According to these calculations, the number of coins being minted in the late 60s BCE fell so sharply that there were fewer overall in circulation than there had been a few years before. The reasons for this we cannot reconstruct. Like most states before the eighteenth century or even later, Rome had no monetary policy as such, nor any financial institutions where that kind of policy could be developed. But the likely consequences are obvious. Whether he recklessly gambled away his fortune or not, Catiline – and many others – might have been short of cash; while those already in debt would have been faced with creditors, short of cash themselves, calling in their loans.
All this was in addition to the other long-standing factors that might have given the humble or the have-nots in Rome an incentive to protest or to join in with those promising radical change. There was the enormous disparity of wealth between rich and poor, the squalid living conditions for most of the population, and probably for much of the time, even if not starvation, then persistent hunger. Despite Cicero’s dismissive descriptions of Catiline’s followers as reprobates, gangsters and the destitute, the logic of some of his own account, and of Sallust’s, suggests otherwise. For they either state or imply that Catiline’s support evaporated when it was reported that he intended to burn the city down. If so, we are not dealing with down-and-outs and complete no-hopers with nothing to lose – and everything to gain – from total conflagration. Much more likely, his supporters included the humble suffering poor, who still had some stake in the survival of the city.
Cicero, inevitably, had an interest in making the most of the danger that Catiline posed. Whatever his political success, he held a precarious position at the top of Roman society, among aristocratic families who claimed, like Catiline, a direct line back to the founders of the city, or even to the gods. Julius Caesar’s family, for example, was proud to trace its lineage back to the goddess Venus; another, more curiously, claimed descent from the equally mythical Pasiphae, the wife of King Minos, whose extraordinary coupling with a bull produced the monstrous Minotaur. In order to secure his position in these circles, Cicero was no doubt looking to make a splash during his year as consul. An impressive military victory against a barbarian enemy would have been ideal, and what most Romans would have dreamt of. Rome was always a warrior state, and victory in war the surest route to glory. Cicero, however, was no soldier: he had come to prominence in the law courts, not by leading his army in battle against dangerous, or unfortunate, foreigners. He needed to ‘save the state’ in some other way.

5. This Roman tombstone of the fourth century CE illustrates one simple way of striking a coin. The blank coin is placed between two dies, resting on an anvil. The man on the left is giving this ‘sandwich’ a heavy blow with a hammer to imprint the design on the blank. As the tongs in the hands of the assistant on the right suggest, the blank has been heated to make the imprinting easier.

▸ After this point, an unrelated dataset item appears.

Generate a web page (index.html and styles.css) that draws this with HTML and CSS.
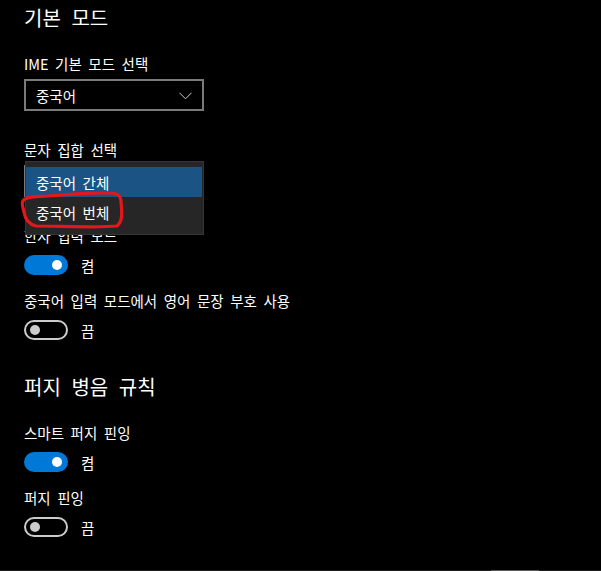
FILE: index.html
```html
<!DOCTYPE html>
<html lang="ko">
<head>
<meta charset="utf-8">
<title>IME 설정</title>
<link rel="stylesheet" href="styles.css">
</head>
<body>
<div class="page">
  <h2 class="heading first">기본 모드</h2>

  <div class="label">IME 기본 모드 선택</div>
  <div class="select">
    <span class="select-text">중국어</span>
    <svg class="chevron" width="13" height="8" viewBox="0 0 13 8"><polyline points="0.5,0.8 6.5,6.8 12.5,0.8" fill="none" stroke="#cfcfcf" stroke-width="1"/></svg>
  </div>

  <div class="label after-select">문자 집합 선택</div>
  <div class="select-wrap">
    <div class="select"></div>
    <div class="popup">
      <div class="item selected">중국어 간체</div>
      <div class="item">중국어 번체</div>
    </div>
    <svg class="scribble" width="112" height="44" viewBox="0 0 112 44">
      <path d="M5 11 C 8 6, 18 7, 30 6 C 48 5, 70 2, 92 3 C 100 3, 103 6, 103 12 C 104 22, 105 31, 99 36 C 80 38, 42 36, 18 36 C 10 34, 7 29, 6 22 C 5 17, 3 13, 5 11 Z" fill="none" stroke="#e5161c" stroke-width="3.2" stroke-linejoin="round"/>
    </svg>
  </div>

  <div class="label after-select">한자 입력 모드</div>
  <div class="toggle-row">
    <span class="toggle on"><span class="knob"></span></span>
    <span class="toggle-text">켬</span>
  </div>

  <div class="label after-toggle">중국어 입력 모드에서 영어 문장 부호 사용</div>
  <div class="toggle-row">
    <span class="toggle off"><span class="knob"></span></span>
    <span class="toggle-text">끔</span>
  </div>

  <h2 class="heading second">퍼지 병음 규칙</h2>

  <div class="label">스마트 퍼지 핀잉</div>
  <div class="toggle-row">
    <span class="toggle on"><span class="knob"></span></span>
    <span class="toggle-text">켬</span>
  </div>

  <div class="label after-toggle">퍼지 핀잉</div>
  <div class="toggle-row">
    <span class="toggle off"><span class="knob"></span></span>
    <span class="toggle-text">끔</span>
  </div>
</div>
<div class="bottom-bar"><span class="bottom-thumb"></span></div>
</body>
</html>
```

FILE: styles.css
```css
html, body {
  margin: 0;
  padding: 0;
  background: #000;
}
body {
  width: 601px;
  height: 571px;
  overflow: hidden;
  position: relative;
  color: #fff;
  font-family: "Noto Sans CJK KR", "Noto Sans", sans-serif;
}
.page {
  padding-left: 24px;
  padding-top: 4px;
}
.heading {
  margin: 0;
  font-size: 20px;
  line-height: 28px;
  font-weight: 400;
  letter-spacing: 0;
  word-spacing: 5px;
}
.heading.second {
  margin-top: 33px;
}
.label {
  font-size: 14.5px;
  line-height: 20px;
  letter-spacing: 0;
  word-spacing: 2.5px;
  margin-top: 22px;
}
.label.after-select {
  margin-top: 29px;
}
.label.after-toggle {
  margin-top: 16px;
}
.select {
  box-sizing: border-box;
  width: 180px;
  height: 32px;
  margin-top: 5px;
  border: 2px solid #7a7a7a;
  display: flex;
  align-items: center;
  justify-content: space-between;
  padding: 0 10px 0 10px;
  font-size: 14.5px;
}
.chevron {
  display: block;
  margin-top: 1px;
}
.select-wrap {
  position: relative;
}
.popup {
  position: absolute;
  left: 1px;
  top: -4px;
  box-sizing: border-box;
  width: 179px;
  height: 74px;
  background: #262626;
  border: 1px solid #353535;
  padding: 5px 1px 0 0;
}
.item {
  height: 30px;
  display: flex;
  align-items: center;
  padding-left: 10px;
  font-size: 14.5px;
  word-spacing: 2.5px;
}
.item.selected {
  background: #1b5385;
}
.scribble {
  position: absolute;
  left: -6px;
  top: 25px;
}
.toggle-row {
  display: flex;
  align-items: center;
  height: 20px;
  margin-top: 9px;
}
.toggle {
  box-sizing: border-box;
  width: 44px;
  height: 20px;
  border-radius: 10px;
  display: flex;
  align-items: center;
}
.toggle.on {
  background: #0078d7;
  justify-content: flex-end;
  padding-right: 6px;
}
.toggle.off {
  border: 2px solid #cccccc;
  padding-left: 4px;
}
.knob {
  width: 10px;
  height: 10px;
  border-radius: 50%;
}
.toggle.on .knob {
  background: #fff;
}
.toggle.off .knob {
  background: #cccccc;
}
.toggle-text {
  margin-left: 13px;
  font-size: 14.5px;
}
.bottom-bar {
  position: absolute;
  left: 0;
  bottom: 0;
  width: 601px;
  height: 1px;
  background: #1c1c1c;
}
.bottom-thumb {
  position: absolute;
  left: 491px;
  top: 0;
  width: 48px;
  height: 1px;
  background: #5a5a5a;
}
```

Some Roman commentators noted that the crisis played very much to Cicero’s advantage. One anonymous pamphlet, attacking Cicero’s whole career and preserved because it was once believed, wrongly, to be from the pen of Sallust, states explicitly that he ‘turned the troubles of the state to his own glory’, going so far as to claim that his consulship was ‘the cause of the conspiracy’ rather than the solution. To put it bluntly, one basic question for us should be not whether Cicero exaggerated the dangers of the conspiracy, but how far.
The most determined modern sceptics have deemed the whole plot not much more than a figment of Cicero’s imagination – in which case the man who claimed to be a ‘weapons enthusiast’ was exactly that, the incriminating letters were forgeries, the deputation of Gauls were a complete dupe of the consul and the rumoured assassination attempts were paranoid inventions. Such a radical view seems implausible. There was, after all, a hand-to-hand battle between Catiline’s men and Roman legions, which can hardly be dismissed as a figment. It is much more likely that, whatever his original motives, Catiline – far-sighted radical or unprincipled terrorist – was partly driven to extreme measures by a consul spoiling for a fight and bent on his own glory. Cicero may even have convinced himself, whatever the evidence, that Catiline was a serious threat to the safety of Rome. That, as we know from many more recent examples, is how political paranoia and self-interest often work. We will never be quite sure. The ‘conspiracy’ will always be a prime example of the classic interpretative dilemma: were there really ‘reds under the bed’, or was the crisis, partly at least, a conservative invention? It should also act as a reminder that in Roman history, as elsewhere, we must always be alert to the other side of the story – which is part of the point of this SPQR.